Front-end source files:

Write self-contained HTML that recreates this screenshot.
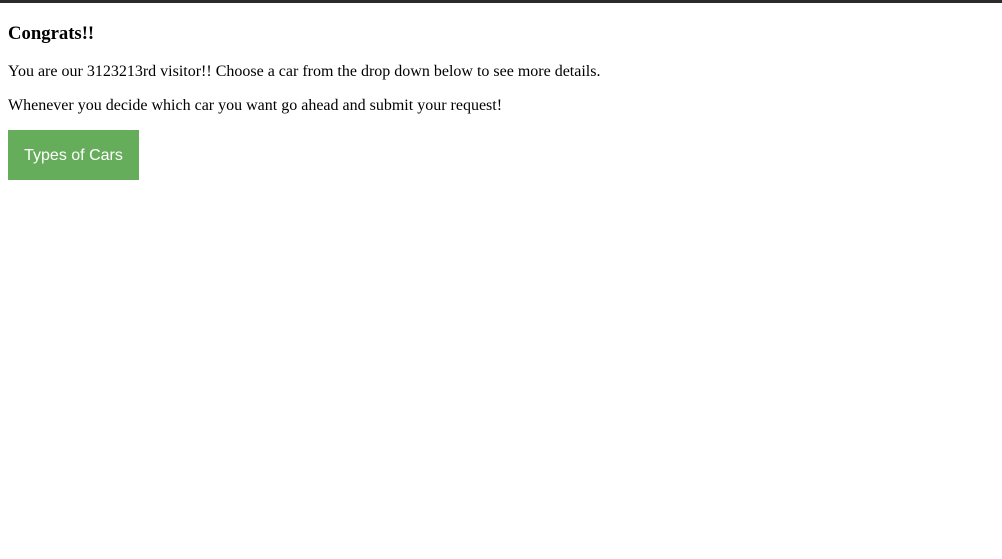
<!DOCTYPE html>
<html><head><meta charset="utf-8"><style>
html,body{margin:0;padding:0;background:#fff;width:1002px;height:559px;overflow:hidden}
.bar{position:absolute;left:0;top:0;width:1002px;height:3px;background:#2b2b2b}
.t{position:absolute;left:8px;font-family:"Liberation Serif",serif;color:#000;white-space:nowrap;margin:0}
h3.t{font-size:18.7px;font-weight:bold;top:23px}
p.t{font-size:16px}
.btn{position:absolute;left:8px;top:130px;width:131px;height:50px;background:#65ad5b;color:#fff;font-family:"Liberation Sans",sans-serif;font-size:16px;line-height:51px;text-align:center}
</style></head><body>
<div class="bar"></div>
<h3 class="t">Congrats!!</h3>
<p class="t" style="top:63px">You are our 3123213rd visitor!! Choose a car from the drop down below to see more details.</p>
<p class="t" style="top:97px">Whenever you decide which car you want go ahead and submit your request!</p>
<div class="btn">Types of Cars</div>
</body></html>
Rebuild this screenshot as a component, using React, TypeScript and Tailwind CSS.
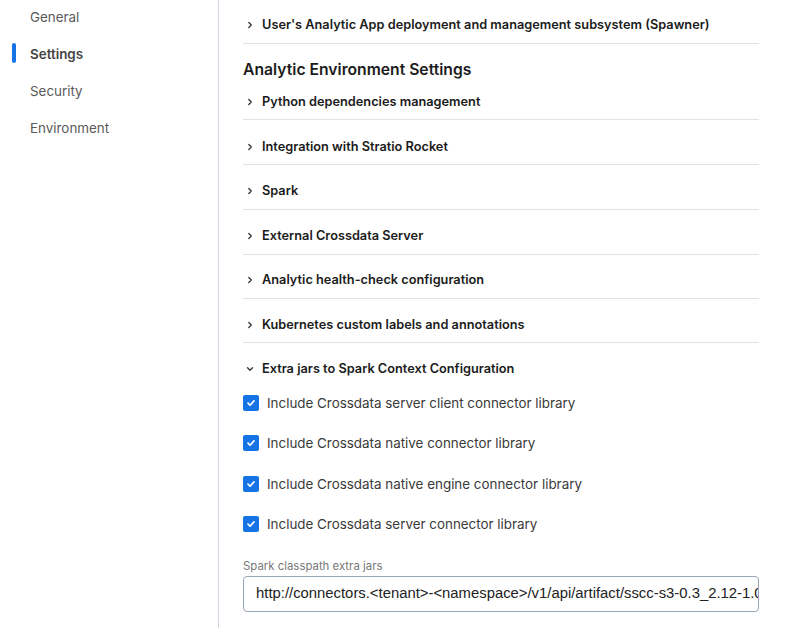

- EXERCISE TASK -
In the records above, find each line that holds the word "this"; copy all such lines.

- FULL OUTPUT -
Write self-contained HTML that recreates this screenshot.
Rebuild this screenshot as a component, using React, TypeScript and Tailwind CSS.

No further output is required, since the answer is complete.